» **Exercise details**
Word for word, quote all of the material, omitting the pictures.

──────────

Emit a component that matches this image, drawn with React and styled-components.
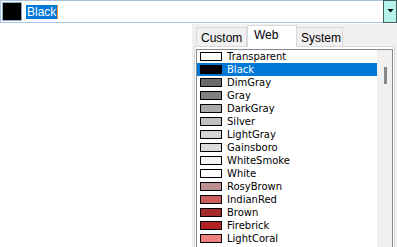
import React, { useState } from "react";
import styled, { createGlobalStyle } from "styled-components";

const colors = [
  { name: "Transparent", value: "#ffffff" },
  { name: "Black", value: "#000000" },
  { name: "DimGray", value: "#696969" },
  { name: "Gray", value: "#808080" },
  { name: "DarkGray", value: "#a9a9a9" },
  { name: "Silver", value: "#c0c0c0" },
  { name: "LightGray", value: "#d3d3d3" },
  { name: "Gainsboro", value: "#dcdcdc" },
  { name: "WhiteSmoke", value: "#f5f5f5" },
  { name: "White", value: "#ffffff" },
  { name: "RosyBrown", value: "#bc8f8f" },
  { name: "IndianRed", value: "#cd5c5c" },
  { name: "Brown", value: "#a52a2a" },
  { name: "Firebrick", value: "#b22222" },
  { name: "LightCoral", value: "#f08080" },
];

const tabs = ["Custom", "Web", "System"];

const GlobalStyle = createGlobalStyle`
  html, body {
    margin: 0;
    padding: 0;
    background: #fff;
    overflow: hidden;
  }
  body {
    font-family: "Liberation Sans", Arial, sans-serif;
  }
`;

const Page = styled.div`
  width: 397px;
  height: 247px;
  display: flex;
  flex-direction: column;
`;

const Combo = styled.div`
  height: 23px;
  box-sizing: border-box;
  border: 1px solid #a7c1e3;
  border-right: none;
  display: flex;
  align-items: center;
`;

const ComboSwatch = styled.div`
  width: 20px;
  height: 19px;
  box-sizing: border-box;
  margin-left: 1px;
  background: #000;
  border: 1px solid #8ea9cc;
`;

const Selected = styled.span`
  margin-left: 4px;
  height: 14px;
  line-height: 14px;
  padding: 0 1px;
  background: #0078d7;
  color: #fff;
  font-size: 12px;
  border-right: 1px solid #ff8a1c;
`;

const Spacer = styled.div`
  flex: 1;
`;

const DropButton = styled.div`
  width: 14px;
  height: 23px;
  margin-top: -1px;
  box-sizing: border-box;
  background: #b6f2ec;
  border: 1px solid #3f5e5e;
  display: flex;
  align-items: center;
  justify-content: center;
`;

const Popup = styled.div`
  margin: 1px 0 0 192px;
  flex: 1;
  background: #f0f0f0;
  padding: 1px 2px 0;
  display: flex;
  flex-direction: column;
  min-height: 0;
`;

const TabStrip = styled.div`
  display: flex;
  align-items: flex-end;
  padding-left: 2px;
  height: 22px;
  position: relative;
  z-index: 1;
  margin-bottom: -1px;
`;

const Tab = styled.div`
  box-sizing: border-box;
  width: ${(p) => p.$w}px;
  height: ${(p) => (p.$active ? 22 : 20)}px;
  border: 1px solid #d9d9d9;
  border-bottom: ${(p) => (p.$active ? "none" : "1px solid #d9d9d9")};
  border-left: ${(p) => (p.$first || p.$active ? "1px solid #d9d9d9" : "none")};
  background: ${(p) => (p.$active ? "#fff" : "#f0f0f0")};
  font-size: 12px;
  color: #000;
  padding: ${(p) => (p.$active ? "2px 0 0 6px" : "3px 0 0 4px")};
  line-height: 15px;
`;

const Panel = styled.div`
  flex: 1;
  min-height: 0;
  border: 1px solid #d9d9d9;
  border-bottom: none;
  background: #fff;
  padding: 2px 1px 0;
  display: flex;
`;

const ListBox = styled.div`
  flex: 1;
  border: 1px solid #828790;
  border-bottom: none;
  background: #fff;
  display: flex;
  min-height: 0;
  overflow: hidden;
`;

const Rows = styled.div`
  flex: 1;
  display: flex;
  flex-direction: column;
`;

const Row = styled.div`
  height: 13px;
  flex: none;
  display: flex;
  align-items: center;
  background: ${(p) => (p.$selected ? "#0078d7" : "transparent")};
  color: ${(p) => (p.$selected ? "#fff" : "#000")};
  font-family: "DejaVu Sans", sans-serif;
  font-size: 10px;
`;

const Swatch = styled.span`
  width: 22px;
  height: 9px;
  box-sizing: border-box;
  margin: 0 5px 0 3px;
  border: 1px solid #000;
  background: ${(p) => p.$color};
`;

const ScrollTrack = styled.div`
  width: 15px;
  background: #f0f0f0;
  display: flex;
  justify-content: center;
  padding-top: 17px;
`;

const Thumb = styled.div`
  width: 3px;
  height: 17px;
  margin-left: 1px;
  background: #888;
`;

export default function App() {
  const [active, setActive] = useState("Web");
  const [selected, setSelected] = useState("Black");

  return (
    <Page>
      <GlobalStyle />
      <Combo>
        <ComboSwatch />
        <Selected>{selected}</Selected>
        <Spacer />
        <DropButton>
          <svg width="7" height="4" viewBox="0 0 7 4">
            <polygon points="0.5,0 6.5,0 3.5,3.5" fill="#000" />
          </svg>
        </DropButton>
      </Combo>
      <Popup>
        <TabStrip>
          {tabs.map((t, i) => (
            <Tab
              key={t}
              $w={[51, 50, 46][i]}
              $first={i === 0}
              $active={t === active}
              onClick={() => setActive(t)}
            >
              {t}
            </Tab>
          ))}
        </TabStrip>
        <Panel>
          <ListBox>
            <Rows>
              {colors.map((c) => (
                <Row
                  key={c.name}
                  $selected={c.name === selected}
                  onClick={() => setSelected(c.name)}
                >
                  <Swatch $color={c.value} />
                  {c.name}
                </Row>
              ))}
            </Rows>
            <ScrollTrack>
              <Thumb />
            </ScrollTrack>
          </ListBox>
        </Panel>
      </Popup>
    </Page>
  );
}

──────────

» **Solution for this problem**
Emit a component that matches this image, drawn with React and styled-components.
import React, { useState } from "react";
import styled, { createGlobalStyle } from "styled-components";

const colors = [
  { name: "Transparent", value: "#ffffff" },
  { name: "Black", value: "#000000" },
  { name: "DimGray", value: "#696969" },
  { name: "Gray", value: "#808080" },
  { name: "DarkGray", value: "#a9a9a9" },
  { name: "Silver", value: "#c0c0c0" },
  { name: "LightGray", value: "#d3d3d3" },
  { name: "Gainsboro", value: "#dcdcdc" },
  { name: "WhiteSmoke", value: "#f5f5f5" },
  { name: "White", value: "#ffffff" },
  { name: "RosyBrown", value: "#bc8f8f" },
  { name: "IndianRed", value: "#cd5c5c" },
  { name: "Brown", value: "#a52a2a" },
  { name: "Firebrick", value: "#b22222" },
  { name: "LightCoral", value: "#f08080" },
];

const tabs = ["Custom", "Web", "System"];

const GlobalStyle = createGlobalStyle`
  html, body {
    margin: 0;
    padding: 0;
    background: #fff;
    overflow: hidden;
  }
  body {
    font-family: "Liberation Sans", Arial, sans-serif;
  }
`;

const Page = styled.div`
  width: 397px;
  height: 247px;
  display: flex;
  flex-direction: column;
`;

const Combo = styled.div`
  height: 23px;
  box-sizing: border-box;
  border: 1px solid #a7c1e3;
  border-right: none;
  display: flex;
  align-items: center;
`;

const ComboSwatch = styled.div`
  width: 20px;
  height: 19px;
  box-sizing: border-box;
  margin-left: 1px;
  background: #000;
  border: 1px solid #8ea9cc;
`;

const Selected = styled.span`
  margin-left: 4px;
  height: 14px;
  line-height: 14px;
  padding: 0 1px;
  background: #0078d7;
  color: #fff;
  font-size: 12px;
  border-right: 1px solid #ff8a1c;
`;

const Spacer = styled.div`
  flex: 1;
`;

const DropButton = styled.div`
  width: 14px;
  height: 23px;
  margin-top: -1px;
  box-sizing: border-box;
  background: #b6f2ec;
  border: 1px solid #3f5e5e;
  display: flex;
  align-items: center;
  justify-content: center;
`;

const Popup = styled.div`
  margin: 1px 0 0 192px;
  flex: 1;
  background: #f0f0f0;
  padding: 1px 2px 0;
  display: flex;
  flex-direction: column;
  min-height: 0;
`;

const TabStrip = styled.div`
  display: flex;
  align-items: flex-end;
  padding-left: 2px;
  height: 22px;
  position: relative;
  z-index: 1;
  margin-bottom: -1px;
`;

const Tab = styled.div`
  box-sizing: border-box;
  width: ${(p) => p.$w}px;
  height: ${(p) => (p.$active ? 22 : 20)}px;
  border: 1px solid #d9d9d9;
  border-bottom: ${(p) => (p.$active ? "none" : "1px solid #d9d9d9")};
  border-left: ${(p) => (p.$first || p.$active ? "1px solid #d9d9d9" : "none")};
  background: ${(p) => (p.$active ? "#fff" : "#f0f0f0")};
  font-size: 12px;
  color: #000;
  padding: ${(p) => (p.$active ? "2px 0 0 6px" : "3px 0 0 4px")};
  line-height: 15px;
`;

const Panel = styled.div`
  flex: 1;
  min-height: 0;
  border: 1px solid #d9d9d9;
  border-bottom: none;
  background: #fff;
  padding: 2px 1px 0;
  display: flex;
`;

const ListBox = styled.div`
  flex: 1;
  border: 1px solid #828790;
  border-bottom: none;
  background: #fff;
  display: flex;
  min-height: 0;
  overflow: hidden;
`;

const Rows = styled.div`
  flex: 1;
  display: flex;
  flex-direction: column;
`;

const Row = styled.div`
  height: 13px;
  flex: none;
  display: flex;
  align-items: center;
  background: ${(p) => (p.$selected ? "#0078d7" : "transparent")};
  color: ${(p) => (p.$selected ? "#fff" : "#000")};
  font-family: "DejaVu Sans", sans-serif;
  font-size: 10px;
`;

const Swatch = styled.span`
  width: 22px;
  height: 9px;
  box-sizing: border-box;
  margin: 0 5px 0 3px;
  border: 1px solid #000;
  background: ${(p) => p.$color};
`;

const ScrollTrack = styled.div`
  width: 15px;
  background: #f0f0f0;
  display: flex;
  justify-content: center;
  padding-top: 17px;
`;

const Thumb = styled.div`
  width: 3px;
  height: 17px;
  margin-left: 1px;
  background: #888;
`;

export default function App() {
  const [active, setActive] = useState("Web");
  const [selected, setSelected] = useState("Black");

  return (
    <Page>
      <GlobalStyle />
      <Combo>
        <ComboSwatch />
        <Selected>{selected}</Selected>
        <Spacer />
        <DropButton>
          <svg width="7" height="4" viewBox="0 0 7 4">
            <polygon points="0.5,0 6.5,0 3.5,3.5" fill="#000" />
          </svg>
        </DropButton>
      </Combo>
      <Popup>
        <TabStrip>
          {tabs.map((t, i) => (
            <Tab
              key={t}
              $w={[51, 50, 46][i]}
              $first={i === 0}
              $active={t === active}
              onClick={() => setActive(t)}
            >
              {t}
            </Tab>
          ))}
        </TabStrip>
        <Panel>
          <ListBox>
            <Rows>
              {colors.map((c) => (
                <Row
                  key={c.name}
                  $selected={c.name === selected}
                  onClick={() => setSelected(c.name)}
                >
                  <Swatch $color={c.value} />
                  {c.name}
                </Row>
              ))}
            </Rows>
            <ScrollTrack>
              <Thumb />
            </ScrollTrack>
          </ListBox>
        </Panel>
      </Popup>
    </Page>
  );
}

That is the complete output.